CHAFFEE, Mo. -- No Chaffee city officials were available Friday to release the outcome of a vote taken to hire a new police chief during a closed session meeting Monday by the city council.
State law allows a governmental body to wait 72 hours before releasing results of votes taken in closed session, which Chaffee Mayor Steve Loucks announced the council would do following Monday's meeting. Around 30 residents waited for the announcement outside city hall Monday night.
With the 72-hour waiting period in use, the city was required, under the Sunshine Law provision, to release the vote no later than Thursday at around 10 p.m., but numerous attempts Friday to obtain it were unsuccessful. A receptionist at city hall said she did not know where to find the information from the meeting, that the mayor and city administrator were out for the day and that the city clerk left the office early. Attempts to reach Loucks at home and several city council members for the information were also unsuccessful after messages were left but calls were not returned.
Despite no official release of the council's vote, former Chaffee police chief Jim Chambers was back on the job last week. Chambers was fired by the city council in a closed session meeting March 1. Several council members said at the time that he was fired for lying about and attempting to cover up his instructions to city employees, including a Chaffee police officer, to take a dog believed to be a stray to the city dump, shoot it and not tell anyone. Police logs from the day of the incident showed Chambers and Loucks both gave the instructions to city employees.
The dog was not a stray -- it belonged to a local family, who filed a complaint with the Missouri Department of Agriculture over the city's handling of animals. Following an investigation, the department shut down the city's animal impound for a time, but it has since brought its facilities into compliance with state requirements and will soon be issued a license through the department's animal care program.
Scott County Sheriff Rick Walter said following the incident that he believed Chambers and Loucks had committed a crime when the dog was shot and requested charges for both, but prosecutors declined to file any, citing a lack of evidence that would result in a criminal conviction.
City officials said before Monday's meeting that Chambers could get his job back if a city police board recommendation to rehire him was supported by council members. Chambers tried to file an appeal of the council's decision in March but missed the deadline. Several city council members said at the time that Chambers would not get his job back. Two council members who voted in favor of firing him were unseated in April municipal elections.

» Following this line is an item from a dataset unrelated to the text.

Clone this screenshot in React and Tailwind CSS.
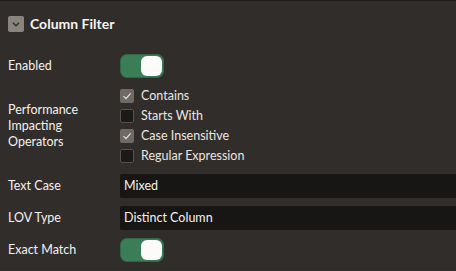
import React from "react";

const font = { fontFamily: "Lato, 'Noto Sans', sans-serif" };

function Toggle() {
  return (
    <div className="w-[44px] h-[24px] rounded-[7px] bg-[#3a7d56] border border-[#2f6a48] flex items-center justify-end pr-[1px]">
      <div className="w-[21px] h-[20px] rounded-[6px] bg-[#fcfbfa]" />
    </div>
  );
}

function Check({ checked, label }) {
  return (
    <div className="flex items-center h-[20px] gap-[7px]">
      {checked ? (
        <div className="w-[14px] h-[14px] rounded-[2px] bg-[#6f6a65] flex items-center justify-center">
          <svg width="10" height="10" viewBox="0 0 10 10" fill="none">
            <path d="M1.5 5.2 L4 7.6 L8.6 2.4" stroke="#e8e5e2" strokeWidth="1.1" />
          </svg>
        </div>
      ) : (
        <div className="w-[14px] h-[14px] rounded-[2px] bg-[#1c1a18] border border-[#57524d]" />
      )}
      <span className="text-[12.5px] text-[#e9e6e3] leading-none">{label}</span>
    </div>
  );
}

function Label({ children }) {
  return <div className="text-[12.5px] text-[#f4f2f0] leading-[16px]">{children}</div>;
}

export default function App() {
  return (
    <div style={font} className="w-full h-[271px] bg-[#312d2a] overflow-hidden">
      <div className="h-[269px] border-t border-[#1f1c1a] border-b border-b-[#2a2724]">
        <div className="flex items-center gap-[6px] pl-[8px] pt-[14px]">
          <div className="w-[16px] h-[16px] rounded-[2px] bg-[#8a847e] flex items-center justify-center">
            <svg width="10" height="10" viewBox="0 0 10 10" fill="none">
              <path d="M2 3.8 L5 6.8 L8 3.8" stroke="#2e2a27" strokeWidth="1.3" />
            </svg>
          </div>
          <div className="text-[14px] font-bold text-[#f6f4f2] leading-[16px] pt-[1px]">Column Filter</div>
        </div>

        <div className="grid grid-cols-[112px_1fr] items-center pl-[8px] mt-[22px]">
          <Label>Enabled</Label>
          <Toggle />

          <div className="flex items-center h-[80px] mt-[8px]">
            <Label>
              Performance
              <br />
              Impacting
              <br />
              Operators
            </Label>
          </div>
          <div className="flex flex-col mt-[8px]">
            <Check checked label="Contains" />
            <Check label="Starts With" />
            <Check checked label="Case Insensitive" />
            <Check label="Regular Expression" />
          </div>

          <div className="mt-[8px]">
            <Label>Text Case</Label>
          </div>
          <div className="mt-[8px] h-[24px] bg-[#171614] rounded-l-[2px] flex items-center pl-[4px] text-[12.5px] text-[#f4f2f0]">
            Mixed
          </div>

          <div className="mt-[8px]">
            <Label>LOV Type</Label>
          </div>
          <div className="mt-[8px] h-[24px] bg-[#171614] rounded-l-[2px] flex items-center pl-[4px] text-[12.5px] text-[#f4f2f0]">
            Distinct Column
          </div>

          <div className="mt-[8px]">
            <Label>Exact Match</Label>
          </div>
          <div className="mt-[8px]">
            <Toggle />
          </div>
        </div>
      </div>
    </div>
  );
}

Three employees of the Chaffee Police Department resigned following Monday's meeting, including Jody Cheney, a Scott County Sheriff's Department deputy who served as Chaffee's interim chief and applied for the chief position but was not chosen by the council. On Tuesday, a Chaffee officer was asked to work a 24-hour shift because the department was short-handed. The officer, who asked that his name not be used in a news story, said Chambers was his supervisor during the shift.